Successful College Writing in 8 Simple Steps
Have you ever wondered how to do successful college writing? It's not as hard as you might think.
You just need to follow an established process and you will be able to complete any writing assignment!
Something that you need to remember if you want to have successful college writing is that you still have to put forth the effort.
A good college paper or college essay will take time and effort. Putting forth the effort with a fixed purpose and with determination will make sure you the A-grade you want!
And now, we get to the 8 steps...
Step # 1: Have a Clear Purpose for Writing
Your purpose drives the train of successful college writing. If you don't have a clear purpose (sometimes called a thesis statement), then you won't have direction to your research or writing.
The clearer the purpose statement the better!
Make your purpose about something that interests you and how it has affected society in a particular way. Or get a topic that you are generally interested in, and then answer the "Who, What, When, Where, Why, & How" of the topic.

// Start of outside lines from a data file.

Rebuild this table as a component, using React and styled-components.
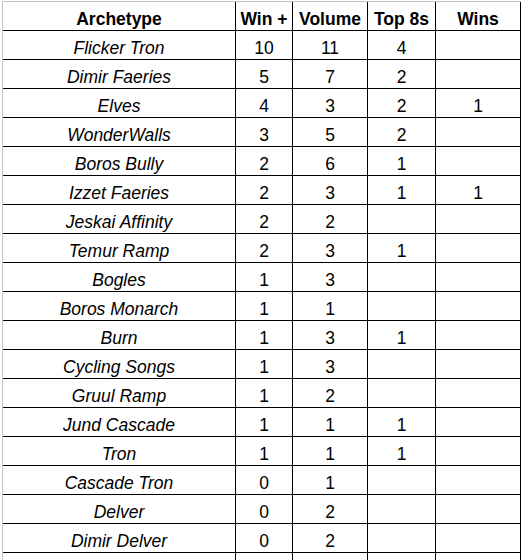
import React from "react";
import styled, { createGlobalStyle } from "styled-components";

const GlobalStyle = createGlobalStyle`
  html, body {
    margin: 0;
    padding: 0;
    background: #ffffff;
  }
  body {
    font-family: "Liberation Sans", Arial, sans-serif;
    overflow: hidden;
  }
`;

const rows = [
  ["Flicker Tron", 10, 11, 4, ""],
  ["Dimir Faeries", 5, 7, 2, ""],
  ["Elves", 4, 3, 2, 1],
  ["WonderWalls", 3, 5, 2, ""],
  ["Boros Bully", 2, 6, 1, ""],
  ["Izzet Faeries", 2, 3, 1, 1],
  ["Jeskai Affinity", 2, 2, "", ""],
  ["Temur Ramp", 2, 3, 1, ""],
  ["Bogles", 1, 3, "", ""],
  ["Boros Monarch", 1, 1, "", ""],
  ["Burn", 1, 3, 1, ""],
  ["Cycling Songs", 1, 3, "", ""],
  ["Gruul Ramp", 1, 2, "", ""],
  ["Jund Cascade", 1, 1, 1, ""],
  ["Tron", 1, 1, 1, ""],
  ["Cascade Tron", 0, 1, "", ""],
  ["Delver", 0, 2, "", ""],
  ["Dimir Delver", 0, 2, "", ""],
  ["", "", "", "", ""],
];

const headers = ["Archetype", "Win +", "Volume", "Top 8s", "Wins"];

const Sheet = () => {
  return (
    <>
      <GlobalStyle />
      <Container>
        <Table>
          <Row>
            {headers.map((h) => (
              <Cell key={h} $header>
                {h}
              </Cell>
            ))}
          </Row>
          {rows.map((r, i) => (
            <Row key={i}>
              {r.map((v, j) => (
                <Cell key={j} $italic={j === 0}>
                  {v}
                </Cell>
              ))}
            </Row>
          ))}
        </Table>
      </Container>
    </>
  );
};

export default Sheet;

const Container = styled.div`
  margin: 1px 0 0 2px;
  border-top: 1px solid #c4c4c4;
  border-left: 1px solid #c4c4c4;
  height: 559px;
  overflow: hidden;
`;

const Table = styled.div`
  display: flex;
  flex-direction: column;
  width: 518px;
`;

const Row = styled.div`
  display: grid;
  grid-template-columns: 233px 57px 75px 68px 85px;
  height: 29px;
  border-bottom: 1px solid #000000;
  box-sizing: border-box;
`;

const Cell = styled.div`
  box-sizing: border-box;
  border-right: 1px solid #000000;
  display: flex;
  align-items: flex-end;
  justify-content: center;
  padding-bottom: 2px;
  font-size: 17.5px;
  line-height: 17px;
  color: #000000;
  white-space: nowrap;
  font-weight: ${(p) => (p.$header ? 700 : 400)};
  font-style: ${(p) => (p.$italic ? "italic" : "normal")};
`;
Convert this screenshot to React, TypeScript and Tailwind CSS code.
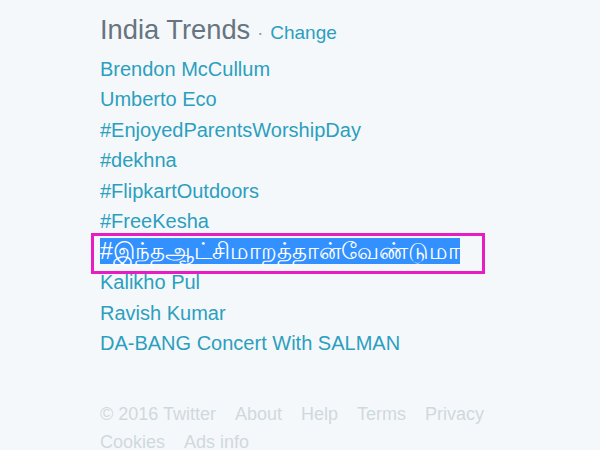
const trends = [
  "Brendon McCullum",
  "Umberto Eco",
  "#EnjoyedParentsWorshipDay",
  "#dekhna",
  "#FlipkartOutdoors",
  "#FreeKesha",
]

const moreTrends = ["Kalikho Pul", "Ravish Kumar", "DA-BANG Concert With SALMAN"]

const footer = ["© 2016 Twitter", "About", "Help", "Terms", "Privacy", "Cookies", "Ads info"]

export default function App() {
  return (
    <div
      className="w-[600px] h-[450px] overflow-hidden bg-[#f5f8fa] pl-[100px] pt-[13px]"
      style={{ fontFamily: '"Liberation Sans", Arial, "Noto Sans", sans-serif' }}
    >
      <div className="flex items-baseline">
        <h3 className="text-[27.3px] leading-[34px] text-[#66757f]">India Trends</h3>
        <span className="text-[18px] text-[#8899a6] mx-[7px]">·</span>
        <a className="text-[19px] text-[#2b9fbf]">Change</a>
      </div>

      <ul className="mt-[6px] text-[20px] leading-[30.5px] text-[#2b9fbf]">
        {trends.map((t) => (
          <li key={t}>{t}</li>
        ))}
        <li className="relative">
          <span className="bg-[#3390ff] text-white text-[23.2px] leading-[28px]">
            #இந்தஆட்சிமாறத்தான்வேண்டுமா
          </span>
          <div className="absolute left-[-9px] top-[-4px] w-[394px] h-[41px] border-[3px] border-[#e81cc4]" />
        </li>
        {moreTrends.map((t) => (
          <li key={t}>{t}</li>
        ))}
      </ul>

      <div className="mt-[41px] w-[400px] flex flex-wrap gap-x-[19px] text-[18px] leading-[28px] text-[#d0d8de]">
        {footer.map((f) => (
          <span key={f}>{f}</span>
        ))}
      </div>
    </div>
  )
}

You'll certainly find something that interests by doing this.
Something to remember with your purpose statement is that it may take some time to make a clear and researchable purpose statement.
Step # 2: Find Sources About Your Purpose
In successful college writing, having correct and clear information is a must! You must know what the main ideas of a subject are and the arguments for and against those ideas.
Going to your school library (or the library's webpage) is a good place to start your research.
If you aren't sure where to start looking, ask a librarian for suggestions. These people are here to help students.
Another place to go is the library's webpage. Most library webpages have a search tool that you can enter in a general keyword and get instant results that are relevant to the keyword in the form of books, articles, and references.
If you do use research information from an internet website like wikipedia, just make sure to double check it and verify that it is correct (wikipedia is usually pretty accurate though and can be a good resource when looking for more sources about your subject).
Step # 3: Make a Bibliography as You Go Along
Make note of these sources in a bibliography. You are going to have to make a bibliography or works cited page anyway, you might as well make it easier for yourself and start while you are researching.
A simple way to make a bibliography is to use is easybib.com. You can make bibliographies for books, websites, newspapers, articles, etc. and you can do it in MLA, ALA, or Chicago/Turabian formats. Don't you just love tools that make life easier!
Step # 4: Mind Map Your Research
Another browser based mind mapping tool you can use for free is wisemapping.
In short, you start with your purpose statement in the middle and circle it. Then you branch out with lines drawn out from that center circle with a keyword (a main idea or topic of your research) one each line. Then, lines are drawn out from each of those lines as sub-topics (I hope that makes sense!).
Something that will make successful college writing even easier for you is to use this process in steps 2 & 3 as you make a bibliography. Use your mind map (making an outline) as you find your sources to get a jump on your writing.
As you make this mind map, keep what you write on each line to as few words as possible. You want key ideas, so no more than 4-5 words on each word. 3 or less per line is ideal!
These words are keywords because they prick your memory. This should spark your memory with what you've learned about that topic, so that writing will flow more easily. Your mind map becomes a natural outline for writing.
Step # 5: Write your First Rough Draft
Use your mind map to write your first draft. Start with the first idea of the mind map and then just go from topic to topic to topic using what you've learned and using the mind map as a guide.
Make sure that as you write your draft to just keep writing. Keep your grammar and spelling as correct as possible, but don't fret over them. This is just a first rough draft. You'll polish your writing later.
Step # 6: Read Through OUT LOUD and Make Revisions
I capitalized out loud because for successful college writing to happen you need to have smooth, clean, and polished writing. Reading your paper out loud to yourself is key to this.
Being able to hear each sentence and each phrase out loud will help you catch any parts of your writing that are hard to read.
This will also help you catch any grammar and spelling issues that need correcting. Do that now.
Step # 7: Read it Out Loud to Someone Else
This might be a little uncomfortable at first, but the results you get from this technique will amaze you!
As you read along, you will find spots that are uncomfortable for you to read. If you can't read it to someone else, then that is a good readability signal to change it!
This step for successful college writing also adds an incredible opportunity for you to receive feedback from the person listening!
They will be able to give good suggestions to your writing. Stay open to this! They have a fresh, helpful perspective.
When you read this out loud, you'll want someone who knows the basic rules of grammar, and someone who can give you their undivided attention for about 5 minutes.
Step # 8: Polish Your Work
Take the suggestions and polish your work! Use the listener's feedback to your advantage and make sure your works cited page is correctly formatted. Then, make one last check for grammar and spelling errors.
A good website to quickly check grammar, spelling, and readability is called grammarcheck.net.
This website will let you copy and paste your writing right into the website and it will check your writing for you. Plus, it's all free. Again, don't you just love tools that make life easier?!
Make sure to tie your purpose statement through the paper. Then bring it all together in the last paragraph for a strong finish.
Last of all, you must turn it in on time!!! Using these tips for successful college writing will all be for not if you don't turn your writing in on time.